Originally created 07/20/02

UGA will change entrance policy



ATHENS, Ga. - SAT scores and grades still will be weighted heavily in University of Georgia admissions, but factors such as student essays and the level of course curriculum likely will get more careful scrutiny under a suggested revamp of the university's entrance process.

University of Georgia President Michael Adams is scheduled to announce changes to the admissions policy July 31. The university is revamping its policy after losing a court battle to keep a slight minority preference.

UGA's admissions policy for 2003 is being overhauled in the wake of the university's losing court battle to keep its race preference, which gave a slight boost to minority applicants.

A subcommittee of faculty and administrators has recommended that faculty pitch in to read more files and dig deeper into applicants' backgrounds, giving more flexibility to next year's admissions choices.

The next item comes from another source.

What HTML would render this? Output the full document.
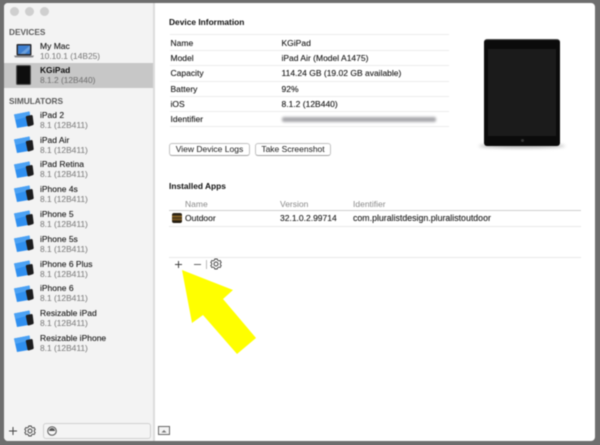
<!DOCTYPE html>
<html><head><meta charset="utf-8"><style>
html,body{margin:0;padding:0;width:600px;height:445px;overflow:hidden;background:#6e6e6e}
body{position:relative;font-family:"Liberation Sans",sans-serif;font-size:8.5px;color:#222}
#w{position:absolute;left:0;top:0;width:600px;height:445px;filter:blur(.45px)}
.a,.t,.s,.l,.h{position:absolute;white-space:nowrap}
.t{line-height:11px;color:#1c1c1c;text-shadow:0 0 .4px rgba(0,0,0,.55)}
.s{line-height:10px;color:#858585;font-size:8.4px;text-shadow:0 0 .3px rgba(0,0,0,.3)}
.h{line-height:11px;color:#5c5c5c;font-weight:bold;font-size:8.3px}
.b{font-weight:bold;color:#111;font-size:8.4px;text-shadow:none}
.l{left:170px;width:279px;height:1px;background:#ececec}
.btn{position:absolute;top:143px;height:11px;border:1px solid #c2c2c2;border-bottom-color:#a5a5a5;border-radius:3px;background:#fff;text-align:center;line-height:11px;color:#333;text-shadow:0 0 .3px rgba(0,0,0,.4)}
svg{position:absolute;overflow:visible}
</style></head><body>
<svg width="0" height="0" style="position:absolute"><defs>
<g id="sim"><path d="M0 3.500 L15.500 .5 L17.500 14.500 L3 17 Z" fill="#2f8ff0"/><path d="M0 3.500 L15.500 .5 L16 5 L1.500 9 Z" fill="#4ca2f4"/><path d="M12.500 5 L17.500 4 Q18.500 4 18.700 5 L19.700 13 Q19.700 14 18.700 14.200 L14.700 15.500 Q13.700 15.500 13.500 14.500 L11.800 6.200 Q11.800 5.300 12.500 5Z" fill="#1d1d1f"/></g>
<g id="gear" fill="none" stroke="#444"><circle r="2" stroke-width="1"/><path d="M-1.200 -5 L1.200 -5 L1.600 -3.800 L3 -3.100 L4.200 -3.500 L5.200 -1.500 L4.300 -.7 V.7 L5.200 1.500 L4.200 3.500 L3 3.100 L1.600 3.800 L1.200 5 L-1.200 5 L-1.600 3.800 L-3 3.100 L-4.200 3.500 L-5.200 1.500 L-4.300 .7 V-.7 L-5.200 -1.500 L-4.200 -3.500 L-3 -3.100 L-1.600 -3.800 Z" stroke-width=".9"/></g>
</defs></svg>
<div id="w">
<!-- window -->
<div class="a" style="left:4px;top:3px;width:591px;height:438px;background:#fff;border-radius:4px;overflow:hidden"></div>
<div class="a" style="left:4px;top:3px;width:149px;height:438px;background:#f3f3f3;border-radius:4px 0 0 4px"></div>
<div class="a" style="left:153px;top:3px;width:2px;height:438px;background:#dcdcdc"></div>

<!-- traffic lights -->
<div class="a" style="left:9.500px;top:6.500px;width:9px;height:9px;border-radius:50%;background:#cfcfcf"></div>
<div class="a" style="left:24.500px;top:6.500px;width:9px;height:9px;border-radius:50%;background:#cfcfcf"></div>
<div class="a" style="left:39.500px;top:6.500px;width:9px;height:9px;border-radius:50%;background:#cfcfcf"></div>

<!-- sidebar -->
<div class="h" style="left:9px;top:27px">DEVICES</div>
<svg style="left:14px;top:43px" width="20" height="16"><rect x="2.500" y="1" width="15" height="11.500" rx="1" fill="#2c2c30"/><rect x="4" y="2.500" width="12" height="8.500" fill="#3e7fd0"/><path d="M6 11L16 2.500V6L11 11Z" fill="#6a9fdc"/><path d="M0 12.500H20L19 14.500H1Z" fill="#8c8c8f"/></svg>
<div class="t" style="left:40px;top:41px">My Mac</div>
<div class="s" style="left:40px;top:50.500px">10.10.1 (14B25)</div>

<div class="a" style="left:4px;top:63px;width:149px;height:25px;background:#c7c7c7"></div>
<div class="a" style="left:16px;top:65px;width:15px;height:20px;background:#0e0e0e;border-radius:1.500px;border:1px solid #555;box-sizing:border-box"></div>
<div class="t b" style="left:40px;top:65px;color:#111">KGiPad</div>
<div class="s" style="left:40px;top:75px;color:#7a7a7a">8.1.2 (12B440)</div>

<div class="h" style="left:9px;top:95.500px">SIMULATORS</div>

<svg style="left:13.500px;top:111px" width="22" height="20"><use href="#sim"/></svg>
<div class="t" style="left:40px;top:110px">iPad 2</div><div class="s" style="left:40px;top:120px">8.1 (12B411)</div>
<svg style="left:13.500px;top:136px" width="22" height="20"><use href="#sim"/></svg>
<div class="t" style="left:40px;top:134.500px">iPad Air</div><div class="s" style="left:40px;top:144.500px">8.1 (12B411)</div>
<svg style="left:13.500px;top:161px" width="22" height="20"><use href="#sim"/></svg>
<div class="t" style="left:40px;top:159px">iPad Retina</div><div class="s" style="left:40px;top:169px">8.1 (12B411)</div>
<svg style="left:13.500px;top:185px" width="22" height="20"><use href="#sim"/></svg>
<div class="t" style="left:40px;top:184px">iPhone 4s</div><div class="s" style="left:40px;top:194px">8.1 (12B411)</div>
<svg style="left:13.500px;top:210px" width="22" height="20"><use href="#sim"/></svg>
<div class="t" style="left:40px;top:209px">iPhone 5</div><div class="s" style="left:40px;top:219px">8.1 (12B411)</div>
<svg style="left:13.500px;top:235px" width="22" height="20"><use href="#sim"/></svg>
<div class="t" style="left:40px;top:233.500px">iPhone 5s</div><div class="s" style="left:40px;top:243.500px">8.1 (12B411)</div>
<svg style="left:13.500px;top:260px" width="22" height="20"><use href="#sim"/></svg>
<div class="t" style="left:40px;top:258.500px">iPhone 6 Plus</div><div class="s" style="left:40px;top:268.500px">8.1 (12B411)</div>
<svg style="left:13.500px;top:285px" width="22" height="20"><use href="#sim"/></svg>
<div class="t" style="left:40px;top:283px">iPhone 6</div><div class="s" style="left:40px;top:293px">8.1 (12B411)</div>
<svg style="left:13.500px;top:310px" width="22" height="20"><use href="#sim"/></svg>
<div class="t" style="left:40px;top:308px">Resizable iPad</div><div class="s" style="left:40px;top:318px">8.1 (12B411)</div>
<svg style="left:13.500px;top:335px" width="22" height="20"><use href="#sim"/></svg>
<div class="t" style="left:40px;top:333px">Resizable iPhone</div><div class="s" style="left:40px;top:343px">8.1 (12B411)</div>

<!-- sidebar footer -->
<svg style="left:8px;top:426px" width="10" height="10"><path d="M5 1V9M1 5H9" stroke="#444" stroke-width="1"/></svg>
<svg style="left:30px;top:431px" width="1" height="1"><use href="#gear"/></svg>
<div class="a" style="left:43px;top:423px;width:106px;height:14px;border:1px solid #d0d0d0;border-radius:3px;background:#f4f4f4"></div>
<svg style="left:47px;top:426px" width="10" height="10"><circle cx="5" cy="5" r="4.300" fill="#f6f6f6" stroke="#555"/><path d="M2 5A3 3 0 0 1 8 5Z" fill="#555"/></svg>
<svg style="left:158px;top:426px" width="12" height="10"><rect x=".5" y=".5" width="11" height="8" fill="#f4f4f4" stroke="#666"/><path d="M3.500 6.500L6 4L8.500 6.500Z" fill="#777"/></svg>

<!-- Device information -->
<div class="t b" style="left:169px;top:17px">Device Information</div>
<div class="l" style="top:34px"></div>
<div class="t" style="left:170.500px;top:37.500px">Name</div><div class="t" style="left:281.500px;top:37.500px">KGiPad</div>
<div class="l" style="top:50px"></div>
<div class="t" style="left:170.500px;top:52.500px">Model</div><div class="t" style="left:281.500px;top:52.500px">iPad Air (Model A1475)</div>
<div class="l" style="top:65px"></div>
<div class="t" style="left:170.500px;top:68px">Capacity</div><div class="t" style="left:281.500px;top:68px">114.24 GB (19.02 GB available)</div>
<div class="l" style="top:81px"></div>
<div class="t" style="left:170.500px;top:83.500px">Battery</div><div class="t" style="left:281.500px;top:83.500px">92%</div>
<div class="l" style="top:96px"></div>
<div class="t" style="left:170.500px;top:98.500px">iOS</div><div class="t" style="left:281.500px;top:98.500px">8.1.2 (12B440)</div>
<div class="l" style="top:111px"></div>
<div class="t" style="left:170.500px;top:114px">Identifier</div>
<div class="a" style="left:282px;top:116.500px;width:154px;height:5px;background:#a8a8ac;filter:blur(1.300px);border-radius:2px"></div>
<div class="l" style="top:126px"></div>

<div class="btn" style="left:169px;width:79px">View Device Logs</div>
<div class="btn" style="left:255px;width:74px">Take Screenshot</div>

<!-- iPad image -->
<div class="a" style="left:479px;top:143.500px;width:86px;height:4px;background:#666;border-radius:50%;filter:blur(1.500px);opacity:.55"></div>
<div class="a" style="left:484px;top:39px;width:76px;height:107px;background:#0b0b0b;border-radius:3px;border-top:1px solid #555;box-sizing:border-box"></div>
<div class="a" style="left:488px;top:49px;width:68px;height:87px;background:#1b1b1b"></div>
<div class="a" style="left:521px;top:139px;width:3px;height:3px;border-radius:50%;background:#333"></div>

<!-- Installed apps -->
<div class="t b" style="left:169px;top:181px">Installed Apps</div>
<div class="t" style="left:185px;top:198.500px;color:#8a8a8a;text-shadow:none">Name</div>
<div class="t" style="left:280px;top:198.500px;color:#8a8a8a;text-shadow:none">Version</div>
<div class="t" style="left:353px;top:198.500px;color:#8a8a8a;text-shadow:none">Identifier</div>
<div class="a" style="left:169px;top:210px;width:412px;height:1px;background:#cfcfcf"></div>
<div class="a" style="left:172px;top:213px;width:10px;height:10px;border-radius:2px;background:linear-gradient(#2c2417 0,#2c2417 25%,#a87a28 30%,#3a2c18 50%,#8a6424 65%,#241d12 80%)"></div>
<div class="t" style="left:185px;top:213px;color:#222">Outdoor</div>
<div class="t" style="left:280px;top:213px;color:#222">32.1.0.2.99714</div>
<div class="t" style="left:353px;top:213px;color:#222;font-size:8.800px">com.pluralistdesign.pluralistoutdoor</div>
<div class="a" style="left:169px;top:226px;width:412px;height:1px;background:#e8e8e8"></div>
<div class="a" style="left:169px;top:257px;width:412px;height:1px;background:#e8e8e8"></div>

<!-- toolbar -->
<svg style="left:174px;top:259.500px" width="9" height="9"><path d="M4.500 1V8M1 4.500H8" stroke="#444" stroke-width="1"/></svg>
<svg style="left:193px;top:259.500px" width="9" height="9"><path d="M1 4.500H8" stroke="#666" stroke-width="1"/></svg>
<div class="a" style="left:206px;top:259.500px;width:1px;height:9px;background:#bbb"></div>
<svg style="left:216px;top:264px" width="1" height="1"><use href="#gear"/></svg>

<!-- arrow -->
<svg style="left:0;top:0" width="600" height="445"><polygon points="182,270 233,290 223,299 256,338 237,354 203,315 192,323" fill="#ffff00"/></svg>
</div>
</body></html>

"There's going to be a more definitive reading of every file, with an academic assessment of every file," university spokesman Tom Jackson said. However, Mr. Jackson said "the vast majority" of new students will likely still be ushered in based solely on grades and test scores.

Mr. Jackson said the 2003 entrance process has not been finalized and will likely undergo continued study and revision throughout the school year.

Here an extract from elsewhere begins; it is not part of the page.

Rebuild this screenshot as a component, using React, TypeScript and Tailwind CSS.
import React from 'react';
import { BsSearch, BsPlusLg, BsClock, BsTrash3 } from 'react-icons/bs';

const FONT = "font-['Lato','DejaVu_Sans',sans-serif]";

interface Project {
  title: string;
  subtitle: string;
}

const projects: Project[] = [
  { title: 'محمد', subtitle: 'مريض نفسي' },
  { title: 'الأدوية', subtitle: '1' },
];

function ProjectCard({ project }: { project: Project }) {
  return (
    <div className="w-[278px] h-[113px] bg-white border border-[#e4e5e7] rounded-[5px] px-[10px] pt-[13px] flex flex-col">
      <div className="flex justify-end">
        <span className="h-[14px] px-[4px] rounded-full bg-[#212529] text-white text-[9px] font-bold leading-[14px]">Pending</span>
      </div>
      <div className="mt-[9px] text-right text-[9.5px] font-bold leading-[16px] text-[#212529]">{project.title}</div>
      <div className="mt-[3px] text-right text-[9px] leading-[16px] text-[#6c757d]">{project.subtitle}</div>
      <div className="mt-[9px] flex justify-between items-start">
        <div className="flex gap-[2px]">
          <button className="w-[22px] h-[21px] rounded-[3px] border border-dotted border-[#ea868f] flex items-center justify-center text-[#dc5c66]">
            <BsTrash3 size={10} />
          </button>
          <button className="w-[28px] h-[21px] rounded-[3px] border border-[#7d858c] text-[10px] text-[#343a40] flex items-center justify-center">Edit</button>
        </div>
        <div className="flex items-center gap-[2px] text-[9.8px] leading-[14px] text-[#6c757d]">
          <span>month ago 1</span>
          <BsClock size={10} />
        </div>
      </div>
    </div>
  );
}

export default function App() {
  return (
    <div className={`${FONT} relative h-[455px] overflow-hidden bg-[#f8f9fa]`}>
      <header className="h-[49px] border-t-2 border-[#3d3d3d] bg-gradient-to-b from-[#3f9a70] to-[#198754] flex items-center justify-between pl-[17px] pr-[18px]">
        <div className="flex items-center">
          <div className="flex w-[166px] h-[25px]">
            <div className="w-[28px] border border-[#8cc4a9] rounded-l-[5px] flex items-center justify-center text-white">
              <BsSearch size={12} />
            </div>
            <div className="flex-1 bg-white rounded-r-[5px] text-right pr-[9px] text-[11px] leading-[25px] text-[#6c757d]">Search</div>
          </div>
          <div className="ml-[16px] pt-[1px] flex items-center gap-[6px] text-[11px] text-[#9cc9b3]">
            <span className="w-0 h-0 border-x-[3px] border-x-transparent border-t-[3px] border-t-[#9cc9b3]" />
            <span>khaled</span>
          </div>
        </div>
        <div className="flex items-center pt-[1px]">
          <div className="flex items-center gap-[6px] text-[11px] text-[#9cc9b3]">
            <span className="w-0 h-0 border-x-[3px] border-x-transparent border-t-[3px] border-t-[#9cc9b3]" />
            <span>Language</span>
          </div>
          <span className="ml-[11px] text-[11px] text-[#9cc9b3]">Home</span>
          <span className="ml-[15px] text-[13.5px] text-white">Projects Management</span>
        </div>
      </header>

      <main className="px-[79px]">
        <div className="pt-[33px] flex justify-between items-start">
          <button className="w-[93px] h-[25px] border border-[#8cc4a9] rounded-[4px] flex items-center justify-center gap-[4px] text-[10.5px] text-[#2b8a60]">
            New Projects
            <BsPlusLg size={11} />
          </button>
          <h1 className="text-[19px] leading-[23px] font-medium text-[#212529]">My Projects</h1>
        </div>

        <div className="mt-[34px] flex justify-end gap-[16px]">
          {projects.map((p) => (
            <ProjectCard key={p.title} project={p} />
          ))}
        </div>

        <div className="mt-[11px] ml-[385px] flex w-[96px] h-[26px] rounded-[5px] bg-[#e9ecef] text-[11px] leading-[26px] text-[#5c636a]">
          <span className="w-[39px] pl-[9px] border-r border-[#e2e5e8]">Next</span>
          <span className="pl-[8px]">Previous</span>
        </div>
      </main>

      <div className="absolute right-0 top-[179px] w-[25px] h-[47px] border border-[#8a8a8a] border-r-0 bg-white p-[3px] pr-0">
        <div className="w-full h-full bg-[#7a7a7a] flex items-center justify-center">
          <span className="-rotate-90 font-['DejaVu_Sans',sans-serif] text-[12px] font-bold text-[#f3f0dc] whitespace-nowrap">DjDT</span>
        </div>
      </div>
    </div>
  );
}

Last year, 11th U.S. Circuit Court of Appeals ruled that UGA's admissions policy arbitrarily granted preferences to minority applicants and did little to promote diversity. The court found the policy unconstitutional. This year, high school seniors applying to enter the school were evaluated without regard to race, gender or county of origin.

Also gone from the admissions process were evaluations on legacy - the tradition of favoring applicants who are related to UGA graduates.

This fall's freshman class of about 4,300 students was admitted on the basis of an interim formula that combines high school grades with standardized test scores.

The changes for next year's process are being studied behind closed doors by an ad hoc first-year task force. It started by recommending traits such as integrity that should be sought by the school, then it went on to study application processes at other schools and to meet with consultants.

Final recommendations must meet approval of Mr. Adams and the UGA faculty admissions committee.